Chicago ghetto teacher convinces children she cares -- and gets results; Marva Collins' Way, by Marva Collins and Civia Tamarkin. Los Angeles: J. P. Tarcher, Inc. 228 pp. $12.95.

October 8, 1982

Four-year-olds wrote such sentences as ''Aesop wrote fables.'' Second-graders recited passages from Shakespeare, Kipling, Longfellow. Third-graders studied Chaucer, Tolstoy, Sophocles. All knew the allegory in ''The Pilgrim's Progress'' and could discuss Aristotle's principles of logical thinking.

This was happening in a most unlikely place - in one of Chicago's blighted, inner-city neighborhoods where many of the children were labeled unteachable.

That was before they met Marva Collins.

This gifted dynamo of a teacher told the students in her first private, one-room Westside Preparatory School: ''I'm your friend and I'm going to help you all the time and I'm going to love you all the time. I love you already and I'm going to love you even when you don't love yourself.''

Her method: to convince the children she cares; that they can trust her; that they can accomplish anything they want to; that learning to read is hard work but they will learn. Her promise: ''I will not allow you to fail.''

Today her school has its own building (in the same neighborhood, an important point to her) and more than 200 students, with a waiting list of hundreds more. And Marva Collins is a celebrity whose story has been told in a TV drama, on talk shows, and in the press. Her innovative teaching methods have earned many accolades, while her outspoken criticism of the educational establishment has generated much enmity.

This book examines the Collins teaching methods. We are, in effect, offered a chair in her classroom to listen as she teaches (and preaches), while she doles out hugs and praise and nurtures self-confidence.

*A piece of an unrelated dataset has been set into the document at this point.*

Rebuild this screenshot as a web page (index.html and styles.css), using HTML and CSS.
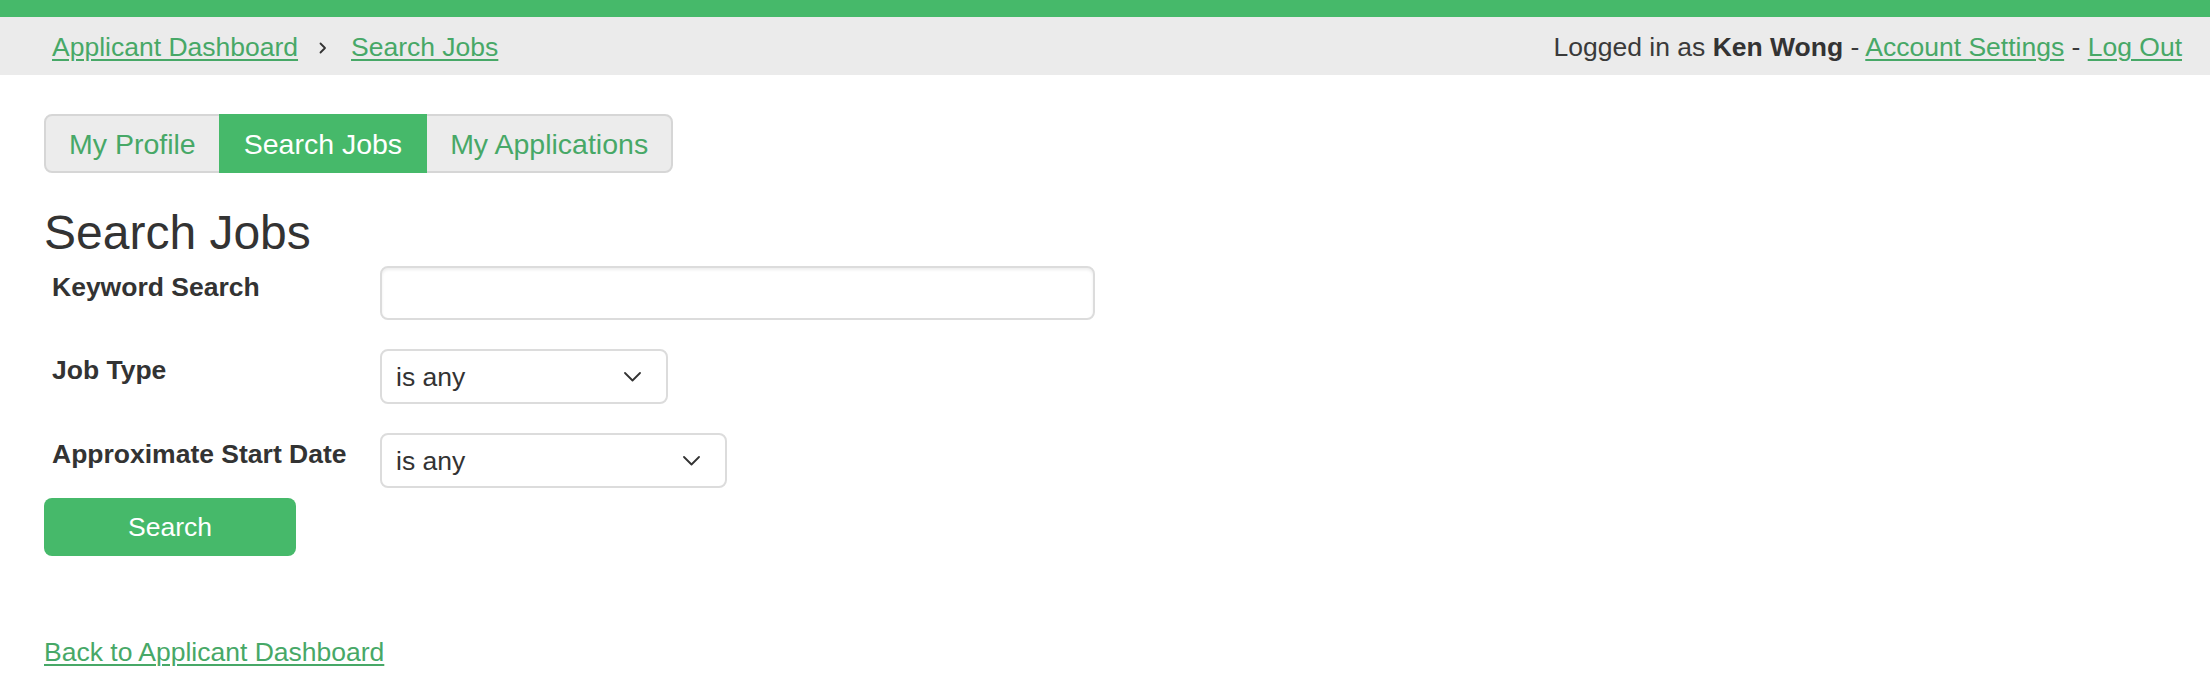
FILE: index.html
```html
<!DOCTYPE html>
<html lang="en">
<head>
<meta charset="utf-8">
<title>Search Jobs</title>
<link rel="stylesheet" href="styles.css">
</head>
<body>
<div class="topbar"></div>
<header class="header">
  <nav class="crumbs">
    <a href="#" class="link">Applicant Dashboard</a>
    <svg class="crumb-sep" width="8" height="12" viewBox="0 0 8 12"><polyline points="1.5,1.5 6,6 1.5,10.5" fill="none" stroke="#333" stroke-width="1.8" stroke-linecap="round" stroke-linejoin="round"/></svg>
    <a href="#" class="link">Search Jobs</a>
  </nav>
  <div class="user">Logged in as <b>Ken Wong</b> - <a href="#" class="link">Account Settings</a> - <a href="#" class="link">Log Out</a></div>
</header>
<main class="page">
  <div class="tabs">
    <a href="#" class="tab tab-first">My Profile</a>
    <a href="#" class="tab tab-active">Search Jobs</a>
    <a href="#" class="tab tab-last">My Applications</a>
  </div>
  <h1 class="title">Search Jobs</h1>
  <form class="search-form">
    <div class="row">
      <label class="label" for="kw">Keyword Search</label>
      <input id="kw" class="text-input" type="text">
    </div>
    <div class="row">
      <label class="label" for="jt">Job Type</label>
      <div class="select-wrap select-job">
        <select id="jt" class="select"><option>is any</option></select>
        <svg class="chev" width="17" height="10" viewBox="0 0 17 10"><polyline points="1,1 8.5,8.5 16,1" fill="none" stroke="#333" stroke-width="1.8" stroke-linecap="round" stroke-linejoin="round"/></svg>
      </div>
    </div>
    <div class="row row-last">
      <label class="label" for="sd">Approximate Start Date</label>
      <div class="select-wrap select-date">
        <select id="sd" class="select"><option>is any</option></select>
        <svg class="chev" width="17" height="10" viewBox="0 0 17 10"><polyline points="1,1 8.5,8.5 16,1" fill="none" stroke="#333" stroke-width="1.8" stroke-linecap="round" stroke-linejoin="round"/></svg>
      </div>
    </div>
    <button type="button" class="btn">Search</button>
  </form>
  <a href="#" class="link back">Back to Applicant Dashboard</a>
</main>
</body>
</html>
```
FILE: styles.css
```css
* { box-sizing: border-box; }

body {
  margin: 0;
  font-family: "Liberation Sans", Arial, Helvetica, sans-serif;
  color: #333;
  background: #fff;
}

.topbar {
  height: 17px;
  background: #46b96a;
}

.header {
  display: flex;
  justify-content: space-between;
  align-items: flex-start;
  height: 58px;
  padding: 16px 28px 13px 52px;
  background: #ebebeb;
  font-size: 26.5px;
  line-height: 29px;
}

.crumbs {
  display: flex;
  align-items: center;
}

.crumb-sep {
  margin: 0 24px 0 21px;
}

.user {
  color: #3a3a3a;
}

.user b {
  color: #333;
}

.link {
  color: #47a867;
  text-decoration: underline;
  text-decoration-thickness: 2px;
  text-underline-offset: 3px;
}

.page {
  padding-left: 44px;
}

.tabs {
  display: inline-flex;
  margin-top: 39px;
}

.tab {
  display: block;
  font-size: 28.5px;
  line-height: 32px;
  padding: 12px 23px 11px;
  border: 2px solid #d6d6d6;
  background: #ececec;
  color: #47a867;
  text-decoration: none;
}

.tab + .tab {
  margin-left: -2px;
}

.tab-first {
  border-radius: 8px 0 0 8px;
}

.tab-last {
  border-radius: 0 8px 8px 0;
}

.tab-active {
  position: relative;
  background: #46b96a;
  border-color: #46b96a;
  color: #fff;
}

.title {
  margin: 33px 0 6px;
  font-size: 48px;
  line-height: 54px;
  font-weight: normal;
  color: #333;
}

.search-form {
  display: flex;
  flex-direction: column;
  align-items: flex-start;
}

.row {
  display: flex;
  align-items: flex-start;
  margin-bottom: 29px;
}

.row-last {
  margin-bottom: 10px;
}

.label {
  width: 336px;
  padding: 6px 0 0 8px;
  font-size: 26.5px;
  font-weight: bold;
  color: #333;
}

.text-input {
  width: 715px;
  height: 54px;
  border: 2px solid #dcdcdc;
  border-radius: 8px;
  box-shadow: inset 0 2px 3px rgba(0, 0, 0, 0.07);
  font-size: 26px;
  font-family: inherit;
  padding: 0 14px;
}

.select-wrap {
  position: relative;
  height: 55px;
}

.select-job { width: 288px; }
.select-date { width: 347px; }

.select {
  -webkit-appearance: none;
  appearance: none;
  width: 100%;
  height: 100%;
  border: 2px solid #dcdcdc;
  border-radius: 8px;
  background: #fff;
  font-family: inherit;
  font-size: 26.5px;
  color: #333;
  padding: 0 0 0 14px;
}

.chev {
  position: absolute;
  right: 27px;
  top: 23px;
  pointer-events: none;
}

.btn {
  display: block;
  width: 252px;
  height: 58px;
  border: none;
  border-radius: 8px;
  background: #46b96a;
  color: #fff;
  font-family: inherit;
  font-size: 26.5px;
  padding: 0;
}

.back {
  display: inline-block;
  margin-top: 82px;
  font-size: 26.5px;
  line-height: 29px;
}
```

She tells students straight out: ''You are not going to become workbook idiots . . . to spend your time in here pasting and coloring and circling pictures. We're going to do some thinking in here.''

Everything depends on reading via intensive phonics drills, and an excitement she conveys for the world's greatest literature. It never occurs to her that children can't read and understand (and enjoy) ''Macbeth'' - so they do.

She never gives red marks or failing grades; believes in reading aloud, blackboard work, memorization, immediate feedback on papers. She stresses proper speech and pronunciation (no ghetto jive or ''black English'' allowed).

She provides her pupils with the role model of a well-dressed woman with self-esteem who loves children and teaching. She never sits behind a desk but walks among her students, watching their work and their behavior, coaxing a neat appearance and good manners as necessary concomitants for success in life.

She is an exciting teacher and her views, however controversial among educators, stimulate thought and offer hope.

The book, however, could have used some editorial guidance. It lacks chapter titles and an index, and at times it's repetitious. The constant shifting between first and third person is disconcerting. Coauthor Civia Tamarkin is understandably awed, but some journalistic objectivity on her part would have served the reader better. As it is, a defensive tone prevails, along with a feeling that some things have been glossed over.

But nothing can lessen the reader's admiration for a brave, brilliant woman who dares to believe in children when no one else will.